10/31/2012 10:10:00 AM GHMS drama students portray parents of bullied victims
Taylor Comeno takes the spotlight at Glassford Hill Middle School Monday as she portrays the mother of a bullied victim who committed suicide during the school’s Anti-Bullying Week.
Courtesy Photo/Kristin Carpenter
Special to the Tribune
Glassford Hill Middle School kicked off a week of peace with an anti-bullying assembly by the school's drama class. During this emotional gathering, students presented stories from the book Bullycide in America by Brenda High, a compilation of stories from mothers of children who committed suicide because of bullying.
The auditorium darkened, and then a spotlight illuminated a single student reading a description of a bully. Darkness fell again, then another spotlight shown on a different student who portrayed the parent of a student from the book who had killed herself. Again darkness, and then information about cyberbullying.
This progression continued until the final student entered the stage and uttered one sentence, "Sticks and stones may break my bones, but words will never hurt me... or can they?" Students returned to their classes where the discussion of bullying continued.

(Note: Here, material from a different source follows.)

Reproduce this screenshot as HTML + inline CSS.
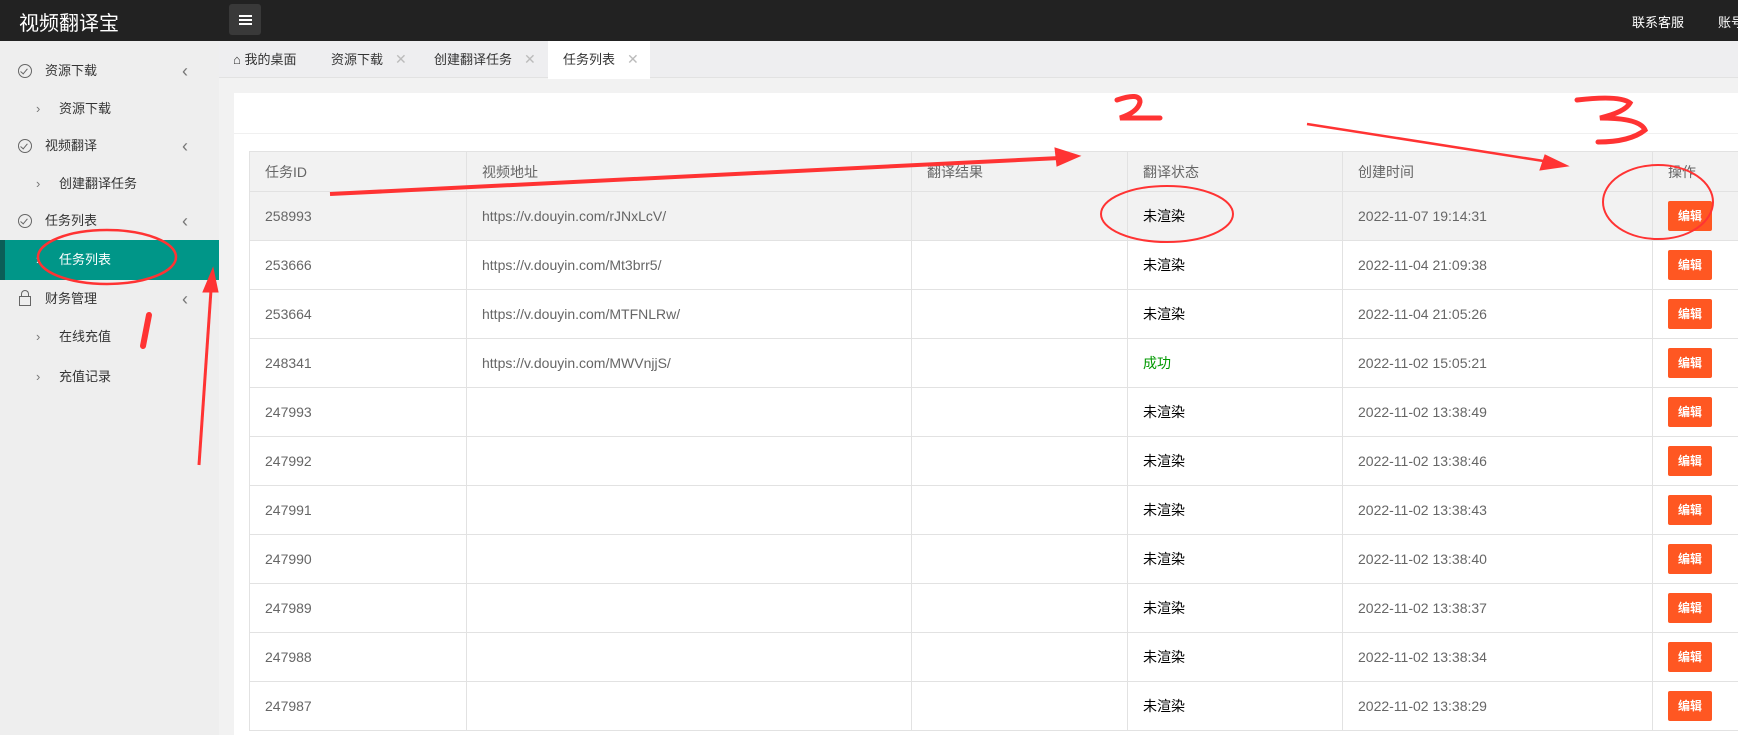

On Tuesday, Teen Challenge, a motivational program, visited the school to encourage students to make wise choices. On Friday, GHMS students, in conjunction with Lake Valley Elementary School students, will hold its first ever "Stomp Out Bullying" rally on the high school football field.
Unfortunately, bullying in America has become a growing epidemic, and with the increasing prevalence of social media and the rapidly shrinking world, it's become harder and harder for bullying victims to escape the torment.
A goal of GHMS is to foster a community of support, tolerance and peace, where seeds of bullying cannot grow. By honoring National Anti-Bullying Month in this manner, the school hopes that the crime of bullying becomes a thing of the past.